The graph of the polar curve $r = 1 - 2 \cos \theta$ for $0 \leq \theta \leq \pi$ is shown above. Let $S$ be the shaded region in the third quadrant bounded by the curve and the $x$-axis. (a) Write an integral expression for the area of $S$. (b) Write expressions for $\frac { d x } { d \theta }$ and $\frac { d y } { d \theta }$ in terms of $\theta$. (c) Write an equation in terms of $x$ and $y$ for the line tangent to the graph of the polar curve at the point where $\theta = \frac { \pi } { 2 }$. Show the computations that lead to your answer.
Let $f$ be a twice-differentiable function defined on the interval $- 1.2 < x < 3.2$ with $f ( 1 ) = 2$. The graph of $f ^ { \prime }$, the derivative of $f$, is shown above. The graph of $f ^ { \prime }$ crosses the $x$-axis at $x = - 1$ and $x = 3$ and has a horizontal tangent at $x = 2$. Let $g$ be the function given by $g ( x ) = e ^ { f ( x ) }$. (a) Write an equation for the line tangent to the graph of $g$ at $x = 1$. (b) For $- 1.2 < x < 3.2$, find all values of $x$ at which $g$ has a local maximum. Justify your answer. (c) The second derivative of $g$ is $g ^ { \prime \prime } ( x ) = e ^ { f ( x ) } \left[ \left( f ^ { \prime } ( x ) \right) ^ { 2 } + f ^ { \prime \prime } ( x ) \right]$. Is $g ^ { \prime \prime } ( - 1 )$ positive, negative, or zero?

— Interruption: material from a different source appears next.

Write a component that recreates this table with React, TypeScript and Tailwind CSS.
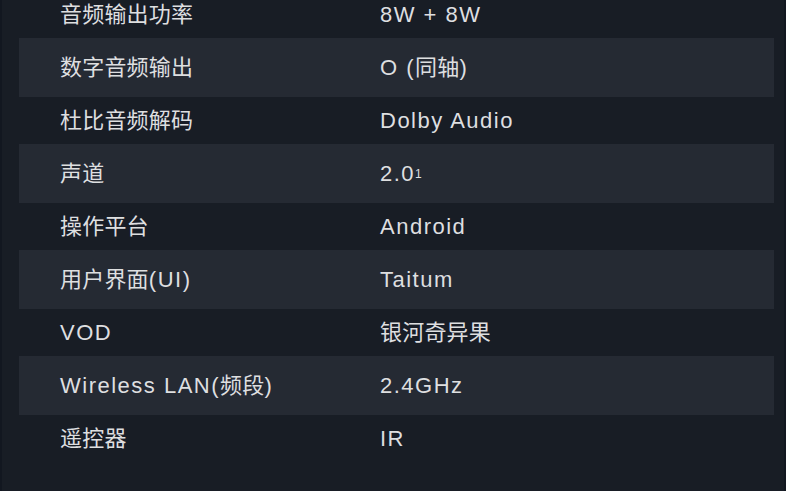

Justify your answer. (d) Find the average rate of change of $g ^ { \prime }$, the derivative of $g$, over the interval $[ 1,3 ]$.
The function $f$ is defined by the power series $$f ( x ) = 1 + ( x + 1 ) + ( x + 1 ) ^ { 2 } + \cdots + ( x + 1 ) ^ { n } + \cdots = \sum _ { n = 0 } ^ { \infty } ( x + 1 ) ^ { n }$$ for all real numbers $x$ for which the series converges. (a) Find the interval of convergence of the power series for $f$. Justify your answer. (b) The power series above is the Taylor series for $f$ about $x = - 1$. Find the sum of the series for $f$. (c) Let $g$ be the function defined by $g ( x ) = \int _ { - 1 } ^ { x } f ( t ) d t$. Find the value of $g \left( - \frac { 1 } { 2 } \right)$, if it exists, or explain why $g \left( - \frac { 1 } { 2 } \right)$ cannot be determined. (d) Let $h$ be the function defined by $h ( x ) = f \left( x ^ { 2 } - 1 \right)$. Find the first three nonzero terms and the general term of the Taylor series for $h$ about $x = 0$, and find the value of $h \left( \frac { 1 } { 2 } \right)$.